§ Collection entries:
•••••

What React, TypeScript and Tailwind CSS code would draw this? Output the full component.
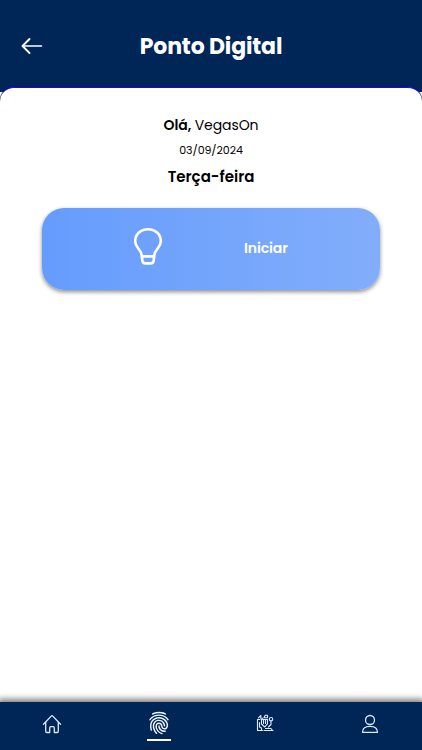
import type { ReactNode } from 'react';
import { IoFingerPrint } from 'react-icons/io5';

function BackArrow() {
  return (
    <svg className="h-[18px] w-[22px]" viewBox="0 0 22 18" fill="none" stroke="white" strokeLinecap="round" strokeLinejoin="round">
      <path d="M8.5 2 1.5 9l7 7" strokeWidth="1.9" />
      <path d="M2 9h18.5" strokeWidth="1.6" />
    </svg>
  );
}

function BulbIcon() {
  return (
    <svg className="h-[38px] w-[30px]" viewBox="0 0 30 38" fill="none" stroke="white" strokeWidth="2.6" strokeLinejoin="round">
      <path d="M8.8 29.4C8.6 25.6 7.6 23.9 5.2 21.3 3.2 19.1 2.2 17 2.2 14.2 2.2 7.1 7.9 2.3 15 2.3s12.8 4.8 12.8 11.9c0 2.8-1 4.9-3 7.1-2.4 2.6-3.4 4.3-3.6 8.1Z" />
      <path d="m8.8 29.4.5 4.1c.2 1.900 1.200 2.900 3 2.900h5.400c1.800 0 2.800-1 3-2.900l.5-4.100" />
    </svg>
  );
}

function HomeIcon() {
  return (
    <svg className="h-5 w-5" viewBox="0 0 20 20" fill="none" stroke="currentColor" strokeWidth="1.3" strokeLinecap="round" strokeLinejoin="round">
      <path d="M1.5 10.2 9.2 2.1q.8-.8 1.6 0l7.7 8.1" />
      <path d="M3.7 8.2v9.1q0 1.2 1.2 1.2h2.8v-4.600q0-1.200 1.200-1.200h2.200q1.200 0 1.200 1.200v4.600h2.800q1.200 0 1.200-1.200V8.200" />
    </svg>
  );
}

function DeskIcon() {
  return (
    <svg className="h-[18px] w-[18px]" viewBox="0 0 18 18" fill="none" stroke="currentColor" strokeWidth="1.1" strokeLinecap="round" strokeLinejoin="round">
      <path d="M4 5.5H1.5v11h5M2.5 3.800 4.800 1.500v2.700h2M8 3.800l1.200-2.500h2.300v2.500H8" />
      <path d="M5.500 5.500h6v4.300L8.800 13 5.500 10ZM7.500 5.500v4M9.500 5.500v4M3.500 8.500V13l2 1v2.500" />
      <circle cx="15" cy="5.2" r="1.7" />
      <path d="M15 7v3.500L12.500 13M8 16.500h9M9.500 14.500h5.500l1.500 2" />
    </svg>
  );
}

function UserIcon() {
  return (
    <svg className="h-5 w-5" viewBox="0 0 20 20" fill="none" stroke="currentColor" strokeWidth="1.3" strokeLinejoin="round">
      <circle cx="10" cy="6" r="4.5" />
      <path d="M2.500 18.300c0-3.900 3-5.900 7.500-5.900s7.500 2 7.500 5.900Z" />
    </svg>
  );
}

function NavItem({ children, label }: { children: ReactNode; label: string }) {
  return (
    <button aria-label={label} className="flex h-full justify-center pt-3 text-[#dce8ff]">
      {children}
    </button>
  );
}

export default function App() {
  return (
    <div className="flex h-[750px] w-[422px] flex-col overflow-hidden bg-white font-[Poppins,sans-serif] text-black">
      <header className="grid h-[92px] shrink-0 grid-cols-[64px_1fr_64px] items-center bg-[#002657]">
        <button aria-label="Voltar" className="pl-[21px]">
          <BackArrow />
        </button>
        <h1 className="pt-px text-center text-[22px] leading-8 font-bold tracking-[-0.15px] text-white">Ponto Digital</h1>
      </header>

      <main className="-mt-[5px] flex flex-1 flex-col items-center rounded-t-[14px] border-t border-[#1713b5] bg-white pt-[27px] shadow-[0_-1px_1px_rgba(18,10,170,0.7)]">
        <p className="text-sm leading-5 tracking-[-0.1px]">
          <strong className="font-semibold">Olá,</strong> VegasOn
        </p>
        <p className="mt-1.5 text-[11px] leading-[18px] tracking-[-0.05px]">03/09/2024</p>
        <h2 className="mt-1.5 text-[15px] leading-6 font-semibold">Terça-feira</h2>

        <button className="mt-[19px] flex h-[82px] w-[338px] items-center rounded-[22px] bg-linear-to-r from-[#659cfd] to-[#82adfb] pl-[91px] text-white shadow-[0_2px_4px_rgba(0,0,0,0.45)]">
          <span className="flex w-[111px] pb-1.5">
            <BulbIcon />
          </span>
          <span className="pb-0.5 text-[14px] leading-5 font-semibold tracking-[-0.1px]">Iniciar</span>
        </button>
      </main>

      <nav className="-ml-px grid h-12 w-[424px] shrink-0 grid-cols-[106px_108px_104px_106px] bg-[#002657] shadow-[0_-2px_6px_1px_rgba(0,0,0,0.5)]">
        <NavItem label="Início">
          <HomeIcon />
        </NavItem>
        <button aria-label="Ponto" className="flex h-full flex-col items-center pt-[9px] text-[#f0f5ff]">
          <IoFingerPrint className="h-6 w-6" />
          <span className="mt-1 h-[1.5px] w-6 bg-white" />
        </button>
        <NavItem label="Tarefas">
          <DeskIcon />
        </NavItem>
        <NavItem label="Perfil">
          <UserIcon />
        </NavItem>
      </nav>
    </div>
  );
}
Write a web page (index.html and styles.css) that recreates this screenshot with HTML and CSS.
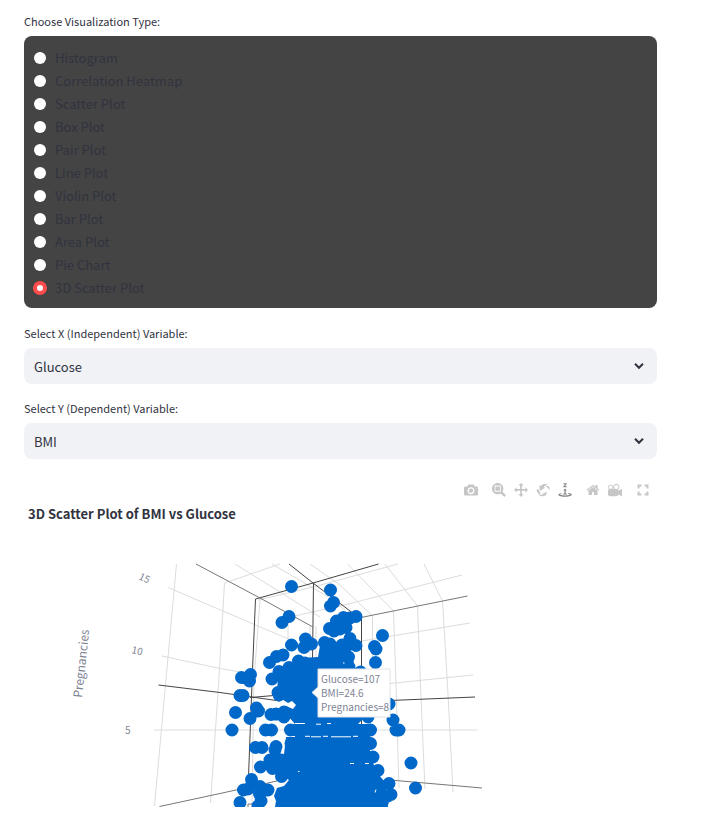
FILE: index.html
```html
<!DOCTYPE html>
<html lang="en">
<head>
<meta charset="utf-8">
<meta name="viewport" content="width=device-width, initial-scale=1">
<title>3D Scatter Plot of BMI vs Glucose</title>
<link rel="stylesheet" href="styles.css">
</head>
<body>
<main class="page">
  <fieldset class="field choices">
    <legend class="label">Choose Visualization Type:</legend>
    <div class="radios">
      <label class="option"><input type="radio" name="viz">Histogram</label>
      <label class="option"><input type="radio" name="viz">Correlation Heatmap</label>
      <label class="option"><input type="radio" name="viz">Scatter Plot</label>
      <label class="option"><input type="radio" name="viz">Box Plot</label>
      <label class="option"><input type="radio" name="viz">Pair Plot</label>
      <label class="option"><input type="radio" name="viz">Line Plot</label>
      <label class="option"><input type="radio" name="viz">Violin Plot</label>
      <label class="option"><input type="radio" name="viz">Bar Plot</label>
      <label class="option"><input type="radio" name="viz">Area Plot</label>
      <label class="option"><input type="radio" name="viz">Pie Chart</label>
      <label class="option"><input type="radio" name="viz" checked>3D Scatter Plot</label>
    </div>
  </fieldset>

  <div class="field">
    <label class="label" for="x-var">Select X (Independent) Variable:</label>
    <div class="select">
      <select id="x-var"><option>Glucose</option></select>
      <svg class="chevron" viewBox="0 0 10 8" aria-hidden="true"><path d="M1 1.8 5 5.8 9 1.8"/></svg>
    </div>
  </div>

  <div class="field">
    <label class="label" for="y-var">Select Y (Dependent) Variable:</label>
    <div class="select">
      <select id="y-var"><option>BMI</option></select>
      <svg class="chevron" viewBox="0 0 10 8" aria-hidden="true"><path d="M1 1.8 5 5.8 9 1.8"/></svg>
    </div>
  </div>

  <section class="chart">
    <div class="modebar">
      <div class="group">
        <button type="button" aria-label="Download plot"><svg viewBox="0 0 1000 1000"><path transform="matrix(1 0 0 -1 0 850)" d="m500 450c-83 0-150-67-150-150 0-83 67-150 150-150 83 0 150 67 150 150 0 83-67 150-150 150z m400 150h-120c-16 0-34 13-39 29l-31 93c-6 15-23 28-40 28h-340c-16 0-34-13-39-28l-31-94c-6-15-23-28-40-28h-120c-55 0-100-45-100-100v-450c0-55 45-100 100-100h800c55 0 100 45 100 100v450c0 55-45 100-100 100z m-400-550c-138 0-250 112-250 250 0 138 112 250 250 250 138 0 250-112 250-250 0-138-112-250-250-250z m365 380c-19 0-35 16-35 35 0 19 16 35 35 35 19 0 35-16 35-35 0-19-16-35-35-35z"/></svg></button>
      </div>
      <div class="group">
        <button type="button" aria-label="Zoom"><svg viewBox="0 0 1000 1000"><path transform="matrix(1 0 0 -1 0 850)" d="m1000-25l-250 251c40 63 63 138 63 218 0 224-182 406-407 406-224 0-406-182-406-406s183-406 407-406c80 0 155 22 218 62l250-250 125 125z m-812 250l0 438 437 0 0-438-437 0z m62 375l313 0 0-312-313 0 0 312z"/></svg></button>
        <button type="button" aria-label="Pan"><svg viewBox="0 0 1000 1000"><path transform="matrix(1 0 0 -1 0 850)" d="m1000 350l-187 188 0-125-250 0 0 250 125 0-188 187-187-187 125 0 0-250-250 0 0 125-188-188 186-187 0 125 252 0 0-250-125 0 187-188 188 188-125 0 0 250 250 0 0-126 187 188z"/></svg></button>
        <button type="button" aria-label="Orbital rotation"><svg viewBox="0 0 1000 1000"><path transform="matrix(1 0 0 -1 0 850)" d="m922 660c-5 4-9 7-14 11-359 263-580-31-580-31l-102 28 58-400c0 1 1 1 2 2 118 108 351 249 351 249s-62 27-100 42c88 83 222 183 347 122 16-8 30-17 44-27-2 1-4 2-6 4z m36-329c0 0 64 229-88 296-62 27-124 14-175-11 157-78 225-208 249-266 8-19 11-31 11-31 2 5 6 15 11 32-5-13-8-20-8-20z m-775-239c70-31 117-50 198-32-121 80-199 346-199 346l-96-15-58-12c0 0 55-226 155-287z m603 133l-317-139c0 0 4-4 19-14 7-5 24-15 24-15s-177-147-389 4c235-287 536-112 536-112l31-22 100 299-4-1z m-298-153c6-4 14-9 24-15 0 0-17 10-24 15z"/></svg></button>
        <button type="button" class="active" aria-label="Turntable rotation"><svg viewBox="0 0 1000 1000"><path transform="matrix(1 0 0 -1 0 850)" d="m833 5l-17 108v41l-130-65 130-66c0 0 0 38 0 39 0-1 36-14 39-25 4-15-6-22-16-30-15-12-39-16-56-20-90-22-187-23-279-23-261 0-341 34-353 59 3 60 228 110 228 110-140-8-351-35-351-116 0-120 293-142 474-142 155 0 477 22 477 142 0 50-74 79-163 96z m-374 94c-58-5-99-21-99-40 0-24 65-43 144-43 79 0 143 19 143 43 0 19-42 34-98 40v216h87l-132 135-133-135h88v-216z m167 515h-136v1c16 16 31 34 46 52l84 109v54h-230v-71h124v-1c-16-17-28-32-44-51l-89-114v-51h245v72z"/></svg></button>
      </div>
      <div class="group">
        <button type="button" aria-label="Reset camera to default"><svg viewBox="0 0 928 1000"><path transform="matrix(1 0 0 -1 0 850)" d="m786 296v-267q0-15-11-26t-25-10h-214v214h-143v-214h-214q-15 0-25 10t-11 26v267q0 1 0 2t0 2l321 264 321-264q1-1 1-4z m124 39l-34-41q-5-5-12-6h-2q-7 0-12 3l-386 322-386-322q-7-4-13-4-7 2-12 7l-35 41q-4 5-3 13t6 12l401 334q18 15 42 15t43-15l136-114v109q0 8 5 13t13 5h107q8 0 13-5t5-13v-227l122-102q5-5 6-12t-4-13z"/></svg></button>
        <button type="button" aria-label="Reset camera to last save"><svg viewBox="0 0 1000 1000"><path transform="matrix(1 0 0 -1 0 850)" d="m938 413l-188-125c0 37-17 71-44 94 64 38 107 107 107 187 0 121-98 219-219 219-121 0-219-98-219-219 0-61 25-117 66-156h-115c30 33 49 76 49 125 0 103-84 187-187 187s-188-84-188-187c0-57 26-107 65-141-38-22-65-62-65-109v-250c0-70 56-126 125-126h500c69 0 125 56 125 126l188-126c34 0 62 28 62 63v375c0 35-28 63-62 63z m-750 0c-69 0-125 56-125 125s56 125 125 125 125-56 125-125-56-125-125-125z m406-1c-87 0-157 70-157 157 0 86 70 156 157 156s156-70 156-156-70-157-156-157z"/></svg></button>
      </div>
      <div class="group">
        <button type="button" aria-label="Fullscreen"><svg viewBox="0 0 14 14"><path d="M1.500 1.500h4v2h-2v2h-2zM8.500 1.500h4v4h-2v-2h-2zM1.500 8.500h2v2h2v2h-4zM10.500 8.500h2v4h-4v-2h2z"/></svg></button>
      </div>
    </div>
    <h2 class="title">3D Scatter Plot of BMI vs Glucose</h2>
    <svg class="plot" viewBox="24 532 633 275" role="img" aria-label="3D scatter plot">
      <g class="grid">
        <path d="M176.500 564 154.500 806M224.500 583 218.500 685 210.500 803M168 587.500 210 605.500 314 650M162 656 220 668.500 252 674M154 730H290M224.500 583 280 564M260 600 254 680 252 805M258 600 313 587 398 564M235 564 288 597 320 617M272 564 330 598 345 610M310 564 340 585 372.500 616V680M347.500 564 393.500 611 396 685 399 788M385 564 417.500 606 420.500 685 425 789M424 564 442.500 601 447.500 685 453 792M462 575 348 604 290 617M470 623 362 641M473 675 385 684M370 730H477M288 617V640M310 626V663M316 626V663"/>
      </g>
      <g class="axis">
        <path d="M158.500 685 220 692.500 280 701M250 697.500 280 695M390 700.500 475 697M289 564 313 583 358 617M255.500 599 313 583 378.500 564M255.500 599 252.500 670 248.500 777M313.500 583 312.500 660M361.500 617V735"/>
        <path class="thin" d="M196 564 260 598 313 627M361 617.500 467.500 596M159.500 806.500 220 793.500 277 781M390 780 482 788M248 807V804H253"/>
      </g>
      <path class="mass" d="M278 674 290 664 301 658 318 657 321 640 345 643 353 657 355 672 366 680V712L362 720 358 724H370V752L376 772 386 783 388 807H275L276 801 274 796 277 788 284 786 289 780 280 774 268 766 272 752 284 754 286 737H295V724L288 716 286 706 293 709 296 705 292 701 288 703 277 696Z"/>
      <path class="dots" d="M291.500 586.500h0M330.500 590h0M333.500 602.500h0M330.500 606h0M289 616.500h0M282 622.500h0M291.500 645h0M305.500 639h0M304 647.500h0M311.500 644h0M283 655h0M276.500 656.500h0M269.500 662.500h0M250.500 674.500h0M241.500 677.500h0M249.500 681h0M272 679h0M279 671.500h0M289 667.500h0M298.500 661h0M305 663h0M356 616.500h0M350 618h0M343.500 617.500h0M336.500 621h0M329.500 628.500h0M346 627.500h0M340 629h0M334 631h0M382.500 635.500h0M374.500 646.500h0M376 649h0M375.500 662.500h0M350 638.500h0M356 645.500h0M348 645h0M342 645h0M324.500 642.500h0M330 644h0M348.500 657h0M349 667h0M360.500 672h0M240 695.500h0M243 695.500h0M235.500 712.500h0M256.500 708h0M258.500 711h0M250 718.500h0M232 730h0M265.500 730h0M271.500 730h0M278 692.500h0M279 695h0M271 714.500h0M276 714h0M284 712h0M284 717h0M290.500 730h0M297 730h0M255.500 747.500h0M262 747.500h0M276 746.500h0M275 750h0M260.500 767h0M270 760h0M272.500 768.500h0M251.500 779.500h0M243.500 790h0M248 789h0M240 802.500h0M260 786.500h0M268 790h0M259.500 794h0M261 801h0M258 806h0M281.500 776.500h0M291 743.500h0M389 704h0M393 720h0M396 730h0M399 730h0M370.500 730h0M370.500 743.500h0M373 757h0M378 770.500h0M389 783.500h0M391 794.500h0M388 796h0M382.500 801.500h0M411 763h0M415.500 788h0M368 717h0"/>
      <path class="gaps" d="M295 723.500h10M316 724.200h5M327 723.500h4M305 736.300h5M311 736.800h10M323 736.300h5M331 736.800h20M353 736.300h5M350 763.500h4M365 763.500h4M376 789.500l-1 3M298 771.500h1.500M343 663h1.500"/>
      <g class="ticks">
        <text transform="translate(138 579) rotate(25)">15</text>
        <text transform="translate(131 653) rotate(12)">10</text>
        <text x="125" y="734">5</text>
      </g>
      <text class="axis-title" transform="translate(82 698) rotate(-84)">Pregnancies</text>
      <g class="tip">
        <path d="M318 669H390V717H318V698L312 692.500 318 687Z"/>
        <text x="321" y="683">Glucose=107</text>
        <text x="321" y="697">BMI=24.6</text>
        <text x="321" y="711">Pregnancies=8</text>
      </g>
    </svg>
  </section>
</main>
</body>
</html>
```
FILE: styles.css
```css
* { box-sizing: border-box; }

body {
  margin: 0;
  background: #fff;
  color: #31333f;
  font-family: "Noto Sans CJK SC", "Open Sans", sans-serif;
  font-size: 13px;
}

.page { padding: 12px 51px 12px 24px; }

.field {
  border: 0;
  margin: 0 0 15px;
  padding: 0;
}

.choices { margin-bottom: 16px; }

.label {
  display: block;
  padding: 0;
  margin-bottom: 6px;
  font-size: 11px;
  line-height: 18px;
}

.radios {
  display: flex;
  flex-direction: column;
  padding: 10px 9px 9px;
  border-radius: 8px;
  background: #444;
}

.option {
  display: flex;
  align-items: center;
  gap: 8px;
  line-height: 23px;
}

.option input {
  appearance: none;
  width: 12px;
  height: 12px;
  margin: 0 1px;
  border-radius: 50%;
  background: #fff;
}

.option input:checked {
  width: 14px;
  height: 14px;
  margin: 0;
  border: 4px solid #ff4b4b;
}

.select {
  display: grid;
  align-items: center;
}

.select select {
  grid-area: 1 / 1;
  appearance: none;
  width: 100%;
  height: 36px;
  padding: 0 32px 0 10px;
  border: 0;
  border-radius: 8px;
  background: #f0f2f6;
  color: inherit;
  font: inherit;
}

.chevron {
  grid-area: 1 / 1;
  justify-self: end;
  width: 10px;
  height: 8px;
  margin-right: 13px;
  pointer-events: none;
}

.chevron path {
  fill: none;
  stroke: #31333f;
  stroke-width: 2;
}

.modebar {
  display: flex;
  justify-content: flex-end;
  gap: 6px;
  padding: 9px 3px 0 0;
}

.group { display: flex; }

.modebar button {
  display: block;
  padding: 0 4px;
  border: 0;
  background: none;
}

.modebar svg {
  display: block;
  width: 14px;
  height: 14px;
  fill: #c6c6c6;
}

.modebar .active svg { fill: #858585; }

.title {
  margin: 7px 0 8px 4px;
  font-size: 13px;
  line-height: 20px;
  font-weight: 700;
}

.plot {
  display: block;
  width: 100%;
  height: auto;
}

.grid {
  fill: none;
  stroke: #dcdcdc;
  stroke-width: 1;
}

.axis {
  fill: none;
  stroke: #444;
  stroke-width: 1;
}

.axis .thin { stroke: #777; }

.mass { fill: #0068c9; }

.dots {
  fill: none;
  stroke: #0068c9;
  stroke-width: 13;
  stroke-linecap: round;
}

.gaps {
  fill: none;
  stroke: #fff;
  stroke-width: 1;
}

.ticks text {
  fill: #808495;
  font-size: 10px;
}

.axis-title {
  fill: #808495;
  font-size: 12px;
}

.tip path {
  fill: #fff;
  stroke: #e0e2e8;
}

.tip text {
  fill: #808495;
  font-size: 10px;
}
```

•••••

§ WORK TO DO: Filter the records for lines holding the string "styles". Copy each one.

§ FINISHED ANSWER:
Write a web page (index.html and styles.css) that recreates this screenshot with HTML and CSS.
<link rel="stylesheet" href="styles.css">
FILE: styles.css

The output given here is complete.